As ever, the winter saw Bennett and his young family spend time in his hometown of Carrick-on-Suir, but much of his preparation took place around his base in Monaco, where he numbers a fellow sprinter among his neighbours and closest friends. In the latest instalment of a multi-volume autobiography, Mark Cavendish expressed pointed bafflement at the rapport between Bennett and Caleb Ewan. “I honestly don’t get that, because they’re sprint rivals,” Cavendish wrote.
Bennett smiles when the comment is put to him. “I understand what he means,” he says. “If me and Caleb both wanted the same wheel, I don’t think either of us would hold back, and rightly so, but at the same time, you don’t want the two families to be going for a meal where one guy is full of bandages. But you can’t think like that. You’re just competitors at the end of the day.”
Even so, Bennett jokingly confesses that the cut and thrust of sprinting is more complicated now than it was when he was an unknown young professional, free to bustle his way through a gap without a second thought.
“When you get older in this sport, you end up getting friendly with a lot more people. Before, there might have been some riders you didn’t know at all, but you kind of ‘hated’ them just because you ended up fighting for the same wheels or whatever,” Bennett says, laughing. “But when you know more people, it’s harder to be an asshole. Sometimes I’d nearly prefer if I didn’t know anyone.”

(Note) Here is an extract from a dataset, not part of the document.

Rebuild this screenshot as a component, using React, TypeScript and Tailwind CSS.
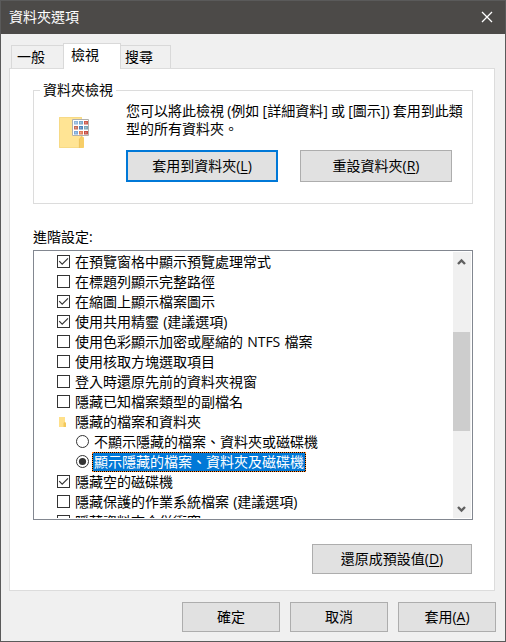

“Every time I get a new coach, they look at my numbers and my endurance and they tell me, ‘Oh, San Remo is something you can win,’ and I’m like, ‘Tell me about it.'”
Still, sprint etiquette notwithstanding, the close rapport with Ewan makes sense. Who is better placed to understand the demands of the sprinting life than a fellow fast man? Besides, these days a sprinter’s most significant rival is more likely to be found on his own team than an opposing one. At QuickStep and during his first spell at Bora, for instance, Bennett was competing with some of the best sprinters simply for the chance to ride the biggest races.
This time, Bennett is assuredly at the top of Bora’s sprint depth chart, and the threat to his place at the Tour is instead posed by the team’s growing general classification ambitions. Giro champion Jai Hindley is targeting the Tour this year, but Bennett is adamant that the team can afford to pursue multiple objectives in July. “If you go in with just one goal you can be left with nothing,” he warns. “I know there’s ambition for GC, but I think it’s feasible to do both.”
If Bennett performs to expectation across the spring, his Tour berth is effectively assured, and he will hope to extend a streak that has seen him win stages in his last five Grand Tours. “I think I always come good in them, I seem to ride into them,” he says, not as a boast but as a statement of fact.
The expiry of his contract at season’s end, meanwhile, is not at the forefront of the 32-year-old’s thoughts. “This year maybe I have a lot to prove, but normally it doesn’t affect me at all.”
The early win in Argentina was a positive start to the year, but Bennett had to settle for a frustrating string of near misses at the UAE Tour and Paris-Nice. Unlike at the same point in 2022, however, the difference seemed to lie in the most minor details, and he can look to the cache of one-day races in the coming weeks with optimism, even if Milan-San Remo increasingly looks to beyond the reach of the sprinters.
Still, he withdrew early from Paris-Nice to spare himself for La Primavera, applying the lessons of 2021, when he went in the break on successive days on the rugged final weekend in France, not realising he was digging a hole for himself.
“I reckon I’d had the best legs of my life at Paris-Nice that year, but I went super deep at the end, and I think five days wasn’t enough to recover,” Bennett says. “At San Remo, I got a mechanical on the early capi and I chased back, but that cost me on the Poggio. San Remo is weird, because you can be riding along, feeling fantastic, and then you put a little pressure on the pedals and – ‘Fuck, my legs are gone.’”
In six attempts, Bennett has never made the front group at Milan-San Remo, but the old race draws him in every year all the same.
“Every time I get a new coach, they look at my numbers and my endurance and they tell me, ‘Oh, San Remo is something you can win,’ and I’m like, ‘Tell me about it,’” he smiles. “I honestly don’t know what happens. It’s frustrating because it’s just never happened for me, but if you peak for it, at least you can collect wins around it, because you have races like De Panne and Gent-Wevelgem coming up too.”
At Gent-Wevelgem two years ago, Bennett paid a very public price for an ad hoc feeding strategy as he rode in the front group on the final haul up the Kemmelberg. “I think I ate something like 350% of what I could actually absorb in the 30 minutes before it,” he recalls. “We went over the Kemmel a little bit spicy and the next minute, I was like, ‘Oh, I can’t hold this down.’ The cameras didn’t even catch how much came out, I was spraying.”
Despite his distress, Bennett still fought to hold his place in the Wout van Aert-propelled break over the other side until, finally, his energy deserted him about ten miles outside Wevelgem. “It was a missed chance,” Bennett says.
The white line across the road is always an opportunity, but it’s often an ordeal just to get there. Such is the sprinting life.